Dotcom fever has made the leap from the financial pages of broadsheet
newspapers to the tabloids—so trouble must be brewing. Suddenly, the Net
is big money. Companies that have never earned a penny are “worth” millions. If
you had been shrewd enough to invest in technology shares back in January 1999,
you would have doubled your money—if you matched the dizzying climb of the
Nasdaq index (www.nasdaq.com), that is.

Netropolitan doesn’t know if the Net bubble is about to burst, but there
are several cautionary tales about speculation on new technologies. Railway
mania is an early example. In 1848, The Illustrated London News was
warning of “fairy-like tales . . . of men going to bed worth nothing but a
letter of allotment and getting up in the morning possessing thousands”. At the
height of speculation, avarice quickly replaces reason. “The desire of gain has
become so strong that a railway to the Moon would have found speculators,” the
paper wrote. For more, hit the politics link
at www.mtholyoke.edu/courses/rschwart/ind_rev/iln/iln.html.

Fast forward to the next craze in 1907: the fraudulent wireless telegraph
bubble which was the subject of a splendid exposé in Success
Magazine by Frank Fayant (http://www.ipass.net/~whitetho/fool1907.htm).
The come-ons have an uncannily modern feel.

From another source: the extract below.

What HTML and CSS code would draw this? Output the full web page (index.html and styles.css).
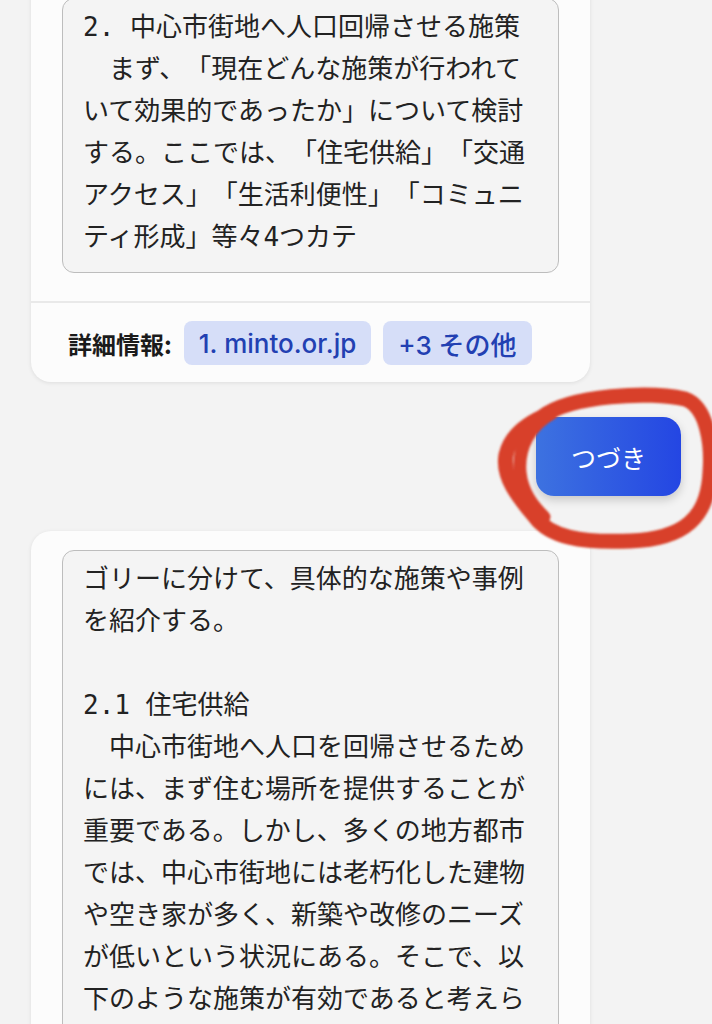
FILE: index.html
```html
<!DOCTYPE html>
<html>
<head>
  <meta charset="utf-8">
  <title>回答</title>
  <link rel="stylesheet" href="styles.css">
</head>
<body>
  <div class="chat">

    <div class="card">
      <div class="card-body">
        <pre class="answer">2. 中心市街地へ人口回帰させる施策
　まず、「現在どんな施策が行われて
いて効果的であったか」について検討
する。ここでは、「住宅供給」「交通
アクセス」「生活利便性」「コミュニ
ティ形成」等々4つカテ</pre>
      </div>
      <div class="card-foot">
        <span class="label">詳細情報:</span>
        <a class="chip">1. minto.or.jp</a>
        <a class="chip">+3 その他</a>
      </div>
    </div>

    <div class="next-row">
      <button class="next">つづき</button>
      <!-- hand drawn mark -->
      <svg class="mark" width="240" height="175" viewBox="0 0 240 175">
        <defs>
          <filter id="soft"><feGaussianBlur stdDeviation="0.9"/></filter>
        </defs>
        <g fill="none" stroke="#d8412a" stroke-linecap="round" filter="url(#soft)">
          <path stroke-width="15" d="M62 40 C90 18 170 14 205 22 C228 30 232 70 230 95 C228 140 205 162 150 164 C100 166 70 160 55 140 C38 120 22 100 26 78 C30 60 45 48 62 40 Z"/>
          <path stroke-width="13" d="M72 36 C50 48 38 70 40 95 C42 115 52 128 64 140"/>
        </g>
      </svg>
    </div>

    <div class="card">
      <div class="card-body top">
        <pre class="answer">ゴリーに分けて、具体的な施策や事例
を紹介する。

2.1 住宅供給
　中心市街地へ人口を回帰させるため
には、まず住む場所を提供することが
重要である。しかし、多くの地方都市
では、中心市街地には老朽化した建物
や空き家が多く、新築や改修のニーズ
が低いという状況にある。そこで、以
下のような施策が有効であると考えら
れる。</pre>
      </div>
    </div>

  </div>
</body>
</html>
```

FILE: styles.css
```css
body {
  margin: 0;
  background: #f3f3f3;
  font-family: "Noto Sans CJK JP", sans-serif;
  color: #1d1d1d;
}

.chat {
  margin-top: -22px;
  display: flex;
  flex-direction: column;
  gap: 35px;
}

.card {
  margin-left: 31px;
  width: 559px;
  box-sizing: border-box;
  background: #fcfcfc;
  border-radius: 20px;
  box-shadow: 0 1px 4px rgba(0, 0, 0, 0.09);
}

.card-body {
  padding: 20px 31px 28px;
}

.card-body.top {
  padding-top: 19px;
}

.answer {
  margin: 0;
  padding: 7px 20px 14px;
  border: 1.5px solid #bdbdbd;
  border-radius: 12px;
  background: #f4f4f4;
  font-family: "DejaVu Sans Mono", "Noto Sans CJK JP", monospace;
  font-size: 26px;
  line-height: 42px;
  color: #222;
  white-space: pre-wrap;
  text-spacing-trim: space-all;
}

.card-foot {
  display: flex;
  align-items: center;
  gap: 12px;
  border-top: 2px solid #e9e9e9;
  padding: 18px 37px 17px;
}

.label {
  font-size: 24px;
  font-weight: bold;
  color: #1b1b1b;
}

.chip {
  display: flex;
  align-items: center;
  height: 44px;
  padding: 0 15px;
  border-radius: 8px;
  background: #d6def8;
  color: #2240b2;
  font-family: Inter, "Noto Sans CJK JP", sans-serif;
  font-size: 26px;
  font-weight: 500;
  text-decoration: none;
}

.next-row {
  position: relative;
  display: flex;
  justify-content: flex-end;
  padding-right: 31px;
}

.next {
  width: 145px;
  height: 79px;
  border: none;
  border-radius: 18px;
  background: linear-gradient(90deg, #3d72e0, #2446e3);
  color: #fff;
  font-family: "Noto Sans CJK JP", sans-serif;
  font-size: 25px;
  box-shadow: 0 4px 10px rgba(0, 0, 0, 0.18);
}

.mark {
  position: absolute;
  left: 480px;
  top: -40px;
  pointer-events: none;
}
```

For a tongue-in-cheek take on today’s technology bubble, visit
www.itulip.com—the website of The Internet Stock Mania Company: “We make
worthless junk for you to buy over the Internet ’cause it’s cool,” they say. The
site has a sobering comparison between today’s tech stocks and those in 1968.
And if you didn’t buy into lastminute.com and are feeling smug because you don’t
have any tech shares, bear in mind that Net stocks are now part of the
investment mainstream. So where’s your pension invested?